**Set task**
The material below holds a span beginning at the line with "Recreate this image" and ending at the line with "The picture is". Quote that span exactly, both ends included, and only that span.

**Data provided**
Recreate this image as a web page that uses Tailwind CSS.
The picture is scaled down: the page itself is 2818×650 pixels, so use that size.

* * *

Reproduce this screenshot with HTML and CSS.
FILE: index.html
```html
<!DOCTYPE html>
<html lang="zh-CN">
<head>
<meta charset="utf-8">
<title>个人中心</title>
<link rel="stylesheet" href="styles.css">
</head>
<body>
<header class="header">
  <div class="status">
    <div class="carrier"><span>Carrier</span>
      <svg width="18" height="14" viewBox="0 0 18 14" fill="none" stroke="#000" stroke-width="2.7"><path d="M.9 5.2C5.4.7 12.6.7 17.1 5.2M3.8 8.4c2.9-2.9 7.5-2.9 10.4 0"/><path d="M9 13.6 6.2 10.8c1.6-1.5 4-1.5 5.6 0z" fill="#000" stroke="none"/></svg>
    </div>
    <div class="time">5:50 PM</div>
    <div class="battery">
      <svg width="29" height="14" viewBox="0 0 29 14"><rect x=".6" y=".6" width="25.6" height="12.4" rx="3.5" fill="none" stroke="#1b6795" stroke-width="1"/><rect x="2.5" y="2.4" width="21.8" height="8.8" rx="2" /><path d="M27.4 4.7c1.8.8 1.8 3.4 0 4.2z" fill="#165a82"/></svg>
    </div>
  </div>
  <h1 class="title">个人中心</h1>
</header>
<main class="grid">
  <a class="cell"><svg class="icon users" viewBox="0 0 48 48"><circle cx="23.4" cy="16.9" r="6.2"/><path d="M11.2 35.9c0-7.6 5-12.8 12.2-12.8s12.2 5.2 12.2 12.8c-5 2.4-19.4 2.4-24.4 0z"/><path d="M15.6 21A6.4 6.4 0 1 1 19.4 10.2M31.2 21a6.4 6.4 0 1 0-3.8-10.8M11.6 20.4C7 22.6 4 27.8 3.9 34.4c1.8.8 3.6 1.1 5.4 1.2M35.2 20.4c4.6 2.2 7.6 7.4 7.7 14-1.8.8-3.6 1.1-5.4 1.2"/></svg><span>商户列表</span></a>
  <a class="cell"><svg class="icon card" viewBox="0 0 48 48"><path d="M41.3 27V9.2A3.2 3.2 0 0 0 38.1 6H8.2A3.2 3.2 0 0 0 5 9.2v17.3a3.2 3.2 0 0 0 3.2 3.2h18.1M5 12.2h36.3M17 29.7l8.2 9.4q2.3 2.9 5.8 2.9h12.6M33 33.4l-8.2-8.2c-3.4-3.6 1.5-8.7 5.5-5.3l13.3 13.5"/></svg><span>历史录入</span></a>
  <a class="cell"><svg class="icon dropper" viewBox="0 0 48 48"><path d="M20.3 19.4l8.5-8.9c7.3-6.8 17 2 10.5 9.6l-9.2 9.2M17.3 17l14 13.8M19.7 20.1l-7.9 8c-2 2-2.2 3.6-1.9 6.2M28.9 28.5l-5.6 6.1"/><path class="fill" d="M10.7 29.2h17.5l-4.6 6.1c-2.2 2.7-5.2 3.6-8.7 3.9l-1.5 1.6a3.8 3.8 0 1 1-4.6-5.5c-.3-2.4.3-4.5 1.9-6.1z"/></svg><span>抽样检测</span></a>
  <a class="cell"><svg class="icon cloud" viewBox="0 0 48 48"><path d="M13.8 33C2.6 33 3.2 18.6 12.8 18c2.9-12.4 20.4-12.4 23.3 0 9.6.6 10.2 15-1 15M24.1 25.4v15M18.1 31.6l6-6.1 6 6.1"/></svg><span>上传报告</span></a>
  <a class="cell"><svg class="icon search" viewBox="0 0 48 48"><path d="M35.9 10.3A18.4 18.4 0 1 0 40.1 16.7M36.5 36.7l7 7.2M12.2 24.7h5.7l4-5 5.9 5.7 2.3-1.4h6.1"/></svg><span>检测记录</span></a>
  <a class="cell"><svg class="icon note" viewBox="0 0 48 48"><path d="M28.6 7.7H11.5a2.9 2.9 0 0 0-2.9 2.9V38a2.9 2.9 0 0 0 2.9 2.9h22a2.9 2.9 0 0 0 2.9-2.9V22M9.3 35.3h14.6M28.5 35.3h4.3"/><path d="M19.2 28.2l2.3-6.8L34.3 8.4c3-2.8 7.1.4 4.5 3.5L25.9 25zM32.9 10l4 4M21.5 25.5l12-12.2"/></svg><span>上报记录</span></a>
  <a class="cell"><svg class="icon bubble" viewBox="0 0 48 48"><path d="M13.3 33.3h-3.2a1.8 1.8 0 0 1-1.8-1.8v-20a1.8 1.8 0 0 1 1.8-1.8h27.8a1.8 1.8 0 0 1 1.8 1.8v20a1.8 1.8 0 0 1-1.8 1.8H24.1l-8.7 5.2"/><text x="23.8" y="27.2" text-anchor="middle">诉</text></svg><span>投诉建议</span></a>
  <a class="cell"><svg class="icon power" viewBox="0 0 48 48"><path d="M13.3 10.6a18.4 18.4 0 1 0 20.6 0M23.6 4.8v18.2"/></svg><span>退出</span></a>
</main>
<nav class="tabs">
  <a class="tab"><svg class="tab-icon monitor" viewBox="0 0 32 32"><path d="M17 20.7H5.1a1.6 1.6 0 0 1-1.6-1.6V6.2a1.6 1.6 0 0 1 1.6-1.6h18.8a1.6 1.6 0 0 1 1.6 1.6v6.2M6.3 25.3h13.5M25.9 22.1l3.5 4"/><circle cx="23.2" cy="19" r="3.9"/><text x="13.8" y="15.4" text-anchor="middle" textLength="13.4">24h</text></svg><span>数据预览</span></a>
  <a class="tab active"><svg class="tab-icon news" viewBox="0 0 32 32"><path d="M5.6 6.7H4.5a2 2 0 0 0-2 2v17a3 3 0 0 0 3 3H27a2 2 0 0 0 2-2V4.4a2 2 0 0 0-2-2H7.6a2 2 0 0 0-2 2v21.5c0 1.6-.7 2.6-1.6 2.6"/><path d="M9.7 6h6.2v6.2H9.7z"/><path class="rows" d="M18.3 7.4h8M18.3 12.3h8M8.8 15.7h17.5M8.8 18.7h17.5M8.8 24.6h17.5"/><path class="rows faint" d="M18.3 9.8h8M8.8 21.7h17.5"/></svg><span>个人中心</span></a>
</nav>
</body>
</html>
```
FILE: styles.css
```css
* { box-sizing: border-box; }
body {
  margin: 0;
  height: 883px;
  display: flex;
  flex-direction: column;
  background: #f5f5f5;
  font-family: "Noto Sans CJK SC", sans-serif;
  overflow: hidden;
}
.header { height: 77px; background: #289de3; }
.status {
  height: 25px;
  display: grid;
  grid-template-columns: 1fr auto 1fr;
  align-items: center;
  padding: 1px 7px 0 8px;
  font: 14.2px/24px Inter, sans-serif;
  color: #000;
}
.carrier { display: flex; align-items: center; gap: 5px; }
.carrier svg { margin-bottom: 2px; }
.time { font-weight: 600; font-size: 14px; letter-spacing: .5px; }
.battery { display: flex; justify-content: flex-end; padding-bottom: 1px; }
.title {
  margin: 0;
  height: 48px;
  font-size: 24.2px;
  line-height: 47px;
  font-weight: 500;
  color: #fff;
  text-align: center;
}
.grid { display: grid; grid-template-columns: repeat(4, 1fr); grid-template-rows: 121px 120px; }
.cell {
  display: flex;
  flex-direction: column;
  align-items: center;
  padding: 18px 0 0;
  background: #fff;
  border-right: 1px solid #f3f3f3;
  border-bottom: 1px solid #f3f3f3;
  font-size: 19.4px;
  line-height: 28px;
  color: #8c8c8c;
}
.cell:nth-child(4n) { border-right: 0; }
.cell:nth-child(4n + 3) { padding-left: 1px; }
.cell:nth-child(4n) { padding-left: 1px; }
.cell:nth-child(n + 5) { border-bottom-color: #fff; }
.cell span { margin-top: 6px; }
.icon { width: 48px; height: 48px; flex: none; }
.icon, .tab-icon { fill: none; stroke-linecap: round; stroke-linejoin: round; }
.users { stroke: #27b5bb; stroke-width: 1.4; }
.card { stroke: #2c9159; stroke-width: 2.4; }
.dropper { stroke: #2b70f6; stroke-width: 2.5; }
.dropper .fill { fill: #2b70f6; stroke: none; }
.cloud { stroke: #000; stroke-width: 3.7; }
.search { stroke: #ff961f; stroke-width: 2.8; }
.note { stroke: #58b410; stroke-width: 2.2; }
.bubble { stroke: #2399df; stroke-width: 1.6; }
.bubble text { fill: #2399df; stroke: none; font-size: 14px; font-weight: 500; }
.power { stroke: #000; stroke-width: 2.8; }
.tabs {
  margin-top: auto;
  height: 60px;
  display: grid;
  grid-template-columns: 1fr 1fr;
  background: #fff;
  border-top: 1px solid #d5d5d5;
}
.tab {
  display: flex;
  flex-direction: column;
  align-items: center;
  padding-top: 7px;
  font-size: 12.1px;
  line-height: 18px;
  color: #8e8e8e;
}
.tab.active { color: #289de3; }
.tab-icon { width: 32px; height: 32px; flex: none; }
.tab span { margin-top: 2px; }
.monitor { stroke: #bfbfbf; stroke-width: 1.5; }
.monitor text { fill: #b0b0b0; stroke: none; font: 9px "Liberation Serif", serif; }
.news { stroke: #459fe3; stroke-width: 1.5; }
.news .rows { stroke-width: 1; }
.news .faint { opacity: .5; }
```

**Exercise response**
Recreate this image as a web page that uses Tailwind CSS.
The picture is scaled down: the page itself is 2818×650 pixels, so use that size.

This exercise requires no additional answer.